> [The exercise]: Copy, from the entries below, each line in which the string "that" appears.

-------

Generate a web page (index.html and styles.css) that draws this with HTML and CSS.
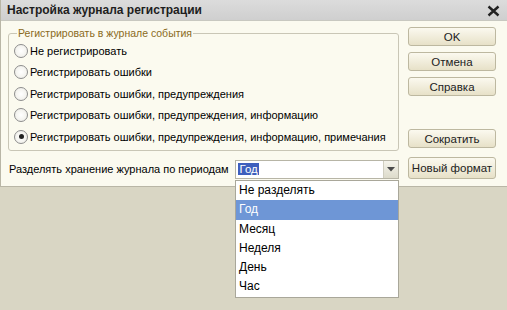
FILE: index.html
```html
<!DOCTYPE html>
<html>
<head>
    <title>Настройка журнала регистрации</title>
    <link rel="stylesheet" href="styles.css">
</head>
<body>
    <div class="window">
        <div class="titlebar">
            <span class="title">Настройка журнала регистрации</span>
            <svg class="close" width="13" height="12" viewBox="0 0 13 12">
                <path d="M1.5 1.5 L11.5 10.5 M11.5 1.5 L1.5 10.5" stroke="#222" stroke-width="2.4"/>
            </svg>
        </div>
        <div class="content">
            <div class="left">
                <fieldset class="group">
                    <legend>Регистрировать в журнале события</legend>
                    <label class="radio"><span class="dot"></span>Не регистрировать</label>
                    <label class="radio"><span class="dot"></span>Регистрировать ошибки</label>
                    <label class="radio"><span class="dot"></span>Регистрировать ошибки, предупреждения</label>
                    <label class="radio"><span class="dot"></span>Регистрировать ошибки, предупреждения, информацию</label>
                    <label class="radio"><span class="dot checked"></span>Регистрировать ошибки, предупреждения, информацию, примечания</label>
                </fieldset>
                <div class="period">
                    <span class="period-label">Разделять хранение журнала по периодам</span>
                    <div class="combo">
                        <span class="combo-value"><span class="sel">Год</span></span>
                        <span class="combo-btn">
                            <svg width="8" height="5" viewBox="0 0 8 5"><path d="M0 0 H8 L4 4.5 Z" fill="#4a4a4a"/></svg>
                        </span>
                    </div>
                </div>
            </div>
            <div class="buttons">
                <button>OK</button>
                <button>Отмена</button>
                <button>Справка</button>
                <div class="spacer"></div>
                <button>Сократить</button>
                <button class="tall">Новый формат</button>
            </div>
        </div>
    </div>
    <ul class="list">
        <li>Не разделять</li>
        <li class="active">Год</li>
        <li>Месяц</li>
        <li>Неделя</li>
        <li>День</li>
        <li>Час</li>
    </ul>
</body>
</html>
```

FILE: styles.css
```css
html, body { height: 100%; }
body {
    margin: 0;
    background: #d9d6c4;
    font-family: "Liberation Sans", Arial, sans-serif;
    font-size: 11px;
    color: #000;
}
.window {
    width: 507px;
    height: 187px;
    background: #fbfaef;
    border-left: 1px solid #b9b6a6;
    border-bottom: 1px solid #b9b6a6;
    box-sizing: border-box;
}
.titlebar {
    height: 20px;
    background: linear-gradient(#dcdcdc, #cfcfcf);
    display: flex;
    align-items: center;
    justify-content: space-between;
    padding: 0 7px 0 6px;
    border-bottom: 1px solid #c8c8c0;
}
.title {
    font-weight: bold;
    font-size: 12px;
    color: #1e1e1e;
}
.close { margin-top: 2px; }
.content {
    display: flex;
    padding: 6px 11px 0 7px;
}
.left { width: 391px; }
.group {
    margin: 0;
    padding: 1px 0 5px 5px;
    border: 1px solid #c9c6b6;
    border-radius: 3px;
    height: 124px;
    box-sizing: border-box;
}
.group legend {
    color: #8a6a22;
    padding: 0 1px;
    margin-left: 3px;
    font-size: 10.5px;
}
.radio {
    display: flex;
    align-items: center;
    height: 21.5px;
    white-space: nowrap;
    font-size: 11px;
}
.dot {
    width: 12px;
    height: 12px;
    border: 1px solid #8d8d8d;
    border-radius: 50%;
    background: radial-gradient(#ffffff, #ecebe4);
    margin-right: 2px;
    display: flex;
    align-items: center;
    justify-content: center;
}
.dot.checked::after {
    content: "";
    width: 5px;
    height: 5px;
    border-radius: 50%;
    background: #222;
}
.period {
    display: flex;
    align-items: center;
    margin-top: 8px;
    height: 20px;
}
.period-label {
    padding-left: 1px;
    width: 227px;
    white-space: nowrap;
    font-size: 11px;
}
.combo {
    display: flex;
    width: 164px;
    height: 19px;
    border: 1px solid #b7b5a6;
    box-sizing: border-box;
    background: #fff;
}
.combo-value {
    flex: 1;
    padding: 2px 0 0 2px;
    font-size: 11.5px;
}
.sel {
    background: #3e5fbd;
    color: #fff;
    padding: 0 1px;
}
.combo-btn {
    width: 14px;
    display: flex;
    align-items: center;
    justify-content: center;
    background: linear-gradient(#f4f3ea, #dddbcb);
    border-left: 1px solid #d0cec0;
}
/* открытый список периодов, лежит поверх нижнего края окна */
.list {
    position: relative;
    z-index: 2;
    width: 164px;
    margin: -7px 0 0 235px;
    padding: 0;
    list-style: none;
    background: #fff;
    border: 1px solid #a9a79a;
    box-sizing: border-box;
}
.list li {
    height: 19.3px;
    line-height: 19.3px;
    padding-left: 3px;
    font-size: 12px;
}
.list li.active {
    background: #6e96d6;
    color: #fff;
}
.buttons {
    display: flex;
    flex-direction: column;
    margin-left: 9px;
    width: 88px;
}
button {
    height: 19px;
    margin-bottom: 6px;
    font-family: "Liberation Sans", Arial, sans-serif;
    font-size: 11.5px;
    white-space: nowrap;
    color: #222;
    background: linear-gradient(#fbf9ef, #e7e1c8);
    border: 1px solid #bdb8a0;
    border-radius: 3px;
    padding: 0;
}
.spacer { height: 27px; }
.tall { height: 22px; margin-top: 3px; margin-bottom: 0; }
```
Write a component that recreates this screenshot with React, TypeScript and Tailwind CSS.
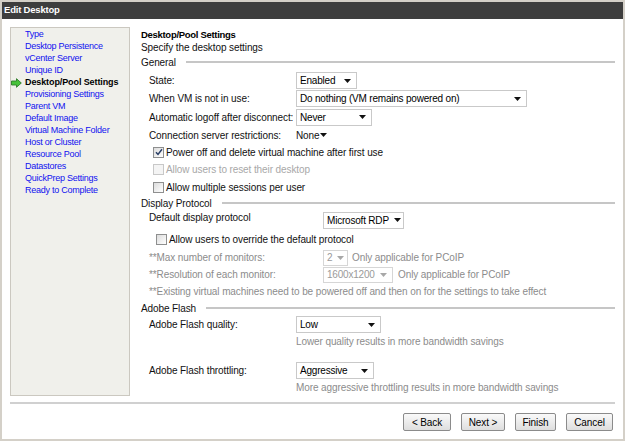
import type { ReactNode } from "react"

const navItems = [
  "Type",
  "Desktop Persistence",
  "vCenter Server",
  "Unique ID",
  "Desktop/Pool Settings",
  "Provisioning Settings",
  "Parent VM",
  "Default Image",
  "Virtual Machine Folder",
  "Host or Cluster",
  "Resource Pool",
  "Datastores",
  "QuickPrep Settings",
  "Ready to Complete",
]

function Caret({ gray }: { gray?: boolean }) {
  return (
    <svg width="7" height="4" viewBox="0 0 7 4" className="shrink-0">
      <path d="M0 0 H7 L3.5 4 Z" fill={gray ? "#a8a8a8" : "#111"} />
    </svg>
  )
}

function Select({ value, className, disabled }: { value: string; className: string; disabled?: boolean }) {
  return (
    <div
      className={`${className} flex items-center justify-between gap-[5px] bg-white border pl-[3px] pr-[5px] ${
        disabled ? "border-[#d6d6d6] text-[#9a9a9a]" : "border-[#c9c9c9] text-black"
      }`}
    >
      <span className="whitespace-nowrap tracking-[-0.2px]">{value}</span>
      <Caret gray={disabled} />
    </div>
  )
}

function Checkbox({ checked, disabled }: { checked?: boolean; disabled?: boolean }) {
  return (
    <div
      className={`w-[11px] h-[11px] shrink-0 border flex items-center justify-center ${
        disabled
          ? "border-[#c8c8c8] bg-[#f4f4f4]"
          : "border-[#8e8f8f] bg-gradient-to-br from-[#dcdcdc] to-white"
      }`}
    >
      {checked && (
        <svg width="8" height="8" viewBox="0 0 8 8">
          <path d="M1 4.2 L3 6.4 L7 1.2" fill="none" stroke="#2a3f66" strokeWidth="1.5" />
        </svg>
      )}
    </div>
  )
}

function Legend({ title, className }: { title: string; className: string }) {
  return (
    <div className={`${className} flex items-center`}>
      <span className="whitespace-nowrap">{title}</span>
      <div className="flex-1 ml-[10px] h-[2px] bg-[#c6c6c6]" />
    </div>
  )
}

function Row({ className, label, labelW, children, gray }: { className: string; label: string; labelW: string; children?: ReactNode; gray?: boolean }) {
  return (
    <div className={`${className} flex items-center pl-[8px]`}>
      <span className={`${labelW} shrink-0 whitespace-nowrap ${gray ? "text-[#8c8c8c]" : ""}`}>{label}</span>
      {children}
    </div>
  )
}

function CheckRow({ className, label, checked, disabled, pad }: { className: string; label: string; checked?: boolean; disabled?: boolean; pad: string }) {
  return (
    <div className={`${className} flex items-center ${pad}`}>
      <Checkbox checked={checked} disabled={disabled} />
      <span className={`ml-[2px] whitespace-nowrap ${disabled ? "text-[#a8a8a8]" : ""}`}>{label}</span>
    </div>
  )
}

function Button({ label, className }: { label: string; className: string }) {
  return (
    <div
      className={`${className} h-[18px] flex items-center justify-center border border-[#8b8b8b] rounded-[2px] bg-gradient-to-b from-[#fafafa] to-[#dedede] text-black`}
    >
      {label}
    </div>
  )
}

export default function App() {
  return (
    <div
      className="w-[625px] h-[441px] bg-white border-2 border-[#d4d0c8] flex flex-col text-[10px] text-[#111] tracking-[-0.1px]"
      style={{ fontFamily: '"Liberation Sans", Arial, sans-serif' }}
    >
      {/* title bar */}
      <div className="h-[17px] shrink-0 bg-[#3e3e3e] flex items-center pl-[2px] text-white font-bold text-[9.5px] tracking-[-0.2px]">
        Edit Desktop
      </div>

      <div className="flex pl-[8px] pt-[8px] h-[377px]">
        {/* wizard steps */}
        <div className="w-[120px] h-[369px] shrink-0 bg-[#f0f0eb] border border-[#cbc8c0] pt-[1px]">
          {navItems.map((item) => {
            const active = item === "Desktop/Pool Settings"
            return (
              <div key={item} className="h-[12px] flex items-center">
                <div className="w-[14px] shrink-0 flex justify-end pr-[3px]">
                  {active && (
                    <svg width="11" height="10" viewBox="0 0 11 10">
                      <path d="M0.5 3 H5.5 V0.7 L10.3 5 L5.5 9.3 V7 H0.5 Z" fill="#47c23a" stroke="#2f7d2a" strokeWidth="0.9" />
                    </svg>
                  )}
                </div>
                <span
                  className={`text-[9px] whitespace-nowrap ${
                    active ? "font-bold text-black tracking-[-0.1px]" : "text-[#1010f0] tracking-[-0.25px]"
                  }`}
                >
                  {item}
                </span>
              </div>
            )
          })}
        </div>

        {/* settings form */}
        <div className="ml-[11px] w-[474px] pt-[2px] flex flex-col">
          <div className="h-[12px] flex items-center font-bold text-[9.5px] tracking-[-0.3px] text-black">Desktop/Pool Settings</div>
          <div className="h-[12px] flex items-center">Specify the desktop settings</div>

          <Legend title="General" className="h-[19px]" />
          <Row className="h-[18px]" label="State:" labelW="w-[147px]">
            <Select value="Enabled" className="w-[61px] h-[17px]" />
          </Row>
          <Row className="h-[18px]" label="When VM is not in use:" labelW="w-[147px]">
            <Select value="Do nothing (VM remains powered on)" className="w-[231px] h-[17px]" />
          </Row>
          <Row className="h-[19px]" label="Automatic logoff after disconnect:" labelW="w-[147px]">
            <Select value="Never" className="w-[76px] h-[17px]" />
          </Row>
          <Row className="h-[17px]" label="Connection server restrictions:" labelW="w-[147px]">
            <div className="flex items-center">
              <span>None</span>
              <Caret />
            </div>
          </Row>
          <CheckRow className="h-[17px]" pad="pl-[12px]" label="Power off and delete virtual machine after first use" checked />
          <CheckRow className="h-[18px]" pad="pl-[12px]" label="Allow users to reset their desktop" disabled />
          <CheckRow className="h-[17px]" pad="pl-[12px]" label="Allow multiple sessions per user" />

          <Legend title="Display Protocol" className="h-[16px]" />
          <Row className="h-[18px]" label="Default display protocol" labelW="w-[174px] pb-[6px]">
            <Select value="Microsoft RDP" className="w-[81px] h-[17px]" />
          </Row>
          <CheckRow className="h-[20px]" pad="pl-[15px]" label="Allow users to override the default protocol" />
          <Row className="h-[17px]" label="**Max number of monitors:" labelW="w-[174px]" gray>
            <Select value="2" className="w-[25px] h-[16px]" disabled />
            <span className="ml-[4px] text-[#8c8c8c] whitespace-nowrap">Only applicable for PCoIP</span>
          </Row>
          <Row className="h-[17px]" label="**Resolution of each monitor:" labelW="w-[174px]" gray>
            <Select value="1600x1200" className="w-[70px] h-[16px]" disabled />
            <span className="ml-[5px] text-[#8c8c8c] whitespace-nowrap">Only applicable for PCoIP</span>
          </Row>
          <div className="h-[17px] flex items-center pl-[8px] text-[#8c8c8c] whitespace-nowrap">
            **Existing virtual machines need to be powered off and then on for the settings to take effect
          </div>

          <Legend title="Adobe Flash" className="h-[16px]" />
          <Row className="h-[17px]" label="Adobe Flash quality:" labelW="w-[147px]">
            <Select value="Low" className="w-[85px] h-[17px]" />
          </Row>
          <div className="h-[17px] flex items-center pl-[155px] text-[#8c8c8c] whitespace-nowrap">
            Lower quality results in more bandwidth savings
          </div>
          <div className="h-[12px]" />
          <Row className="h-[17px]" label="Adobe Flash throttling:" labelW="w-[147px]">
            <Select value="Aggressive" className="w-[78px] h-[17px]" />
          </Row>
          <div className="h-[17px] flex items-center pl-[155px] text-[#8c8c8c] whitespace-nowrap">
            More aggressive throttling results in more bandwidth savings
          </div>
        </div>
      </div>

      {/* footer */}
      <div className="ml-[8px] w-[605px] mt-[6px] h-[2px] bg-[#d0d0d0]" />
      <div className="flex justify-end gap-[10px] pr-[10px] mt-[9px]">
        <Button label="< Back" className="w-[48px]" />
        <Button label="Next >" className="w-[44px]" />
        <Button label="Finish" className="w-[41px]" />
        <Button label="Cancel" className="w-[47px]" />
      </div>
    </div>
  )
}
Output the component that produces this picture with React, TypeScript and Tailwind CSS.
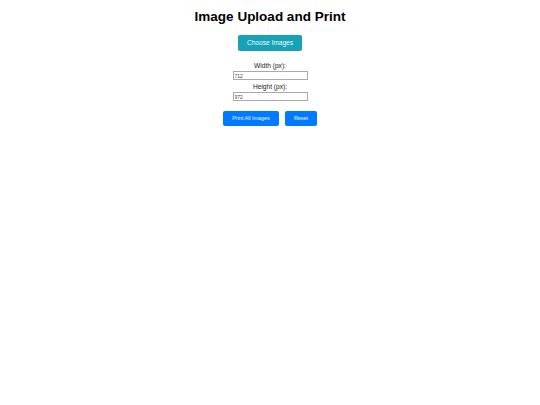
export default function App() {
  return (
    <div className="min-h-[405px] w-[540px] bg-white flex flex-col items-center pt-[9px]" style={{ fontFamily: '"Liberation Sans", Arial, sans-serif' }}>
      <h1 className="text-[13.5px] leading-[16px] font-bold text-black m-0">Image Upload and Print</h1>
      <button className="mt-[10px] h-[16px] w-[64px] bg-[#17a2b8] text-[#eef9fb] text-[6.6px] leading-none rounded-[2px]">Choose Images</button>
      <div className="mt-[11px] flex flex-col items-center">
        <label className="text-[6.6px] leading-[8px] text-[#222]">Width (px):</label>
        <input className="mt-[1px] w-[75px] h-[9px] border-[0.5px] border-[#a9a9a9] text-[5px] text-[#444] px-[1px] leading-none outline-none" defaultValue="712" />
        <label className="mt-[3px] text-[6.6px] leading-[8px] text-[#222]">Height (px):</label>
        <input className="mt-[1px] w-[75px] h-[9px] border-[0.5px] border-[#a9a9a9] text-[5px] text-[#444] px-[1px] leading-none outline-none" defaultValue="972" />
      </div>
      <div className="mt-[10px] flex gap-[6px]">
        <button className="h-[15px] w-[56px] bg-[#007bff] text-[#eef5ff] text-[5.4px] leading-none rounded-[2px]">Print All Images</button>
        <button className="h-[15px] w-[32px] bg-[#007bff] text-[#eef5ff] text-[5.4px] leading-none rounded-[2px]">Reset</button>
      </div>
    </div>
  );
}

-------

> [Answer to the task]:
Generate a web page (index.html and styles.css) that draws this with HTML and CSS.
Write a component that recreates this screenshot with React, TypeScript and Tailwind CSS.
Output the component that produces this picture with React, TypeScript and Tailwind CSS.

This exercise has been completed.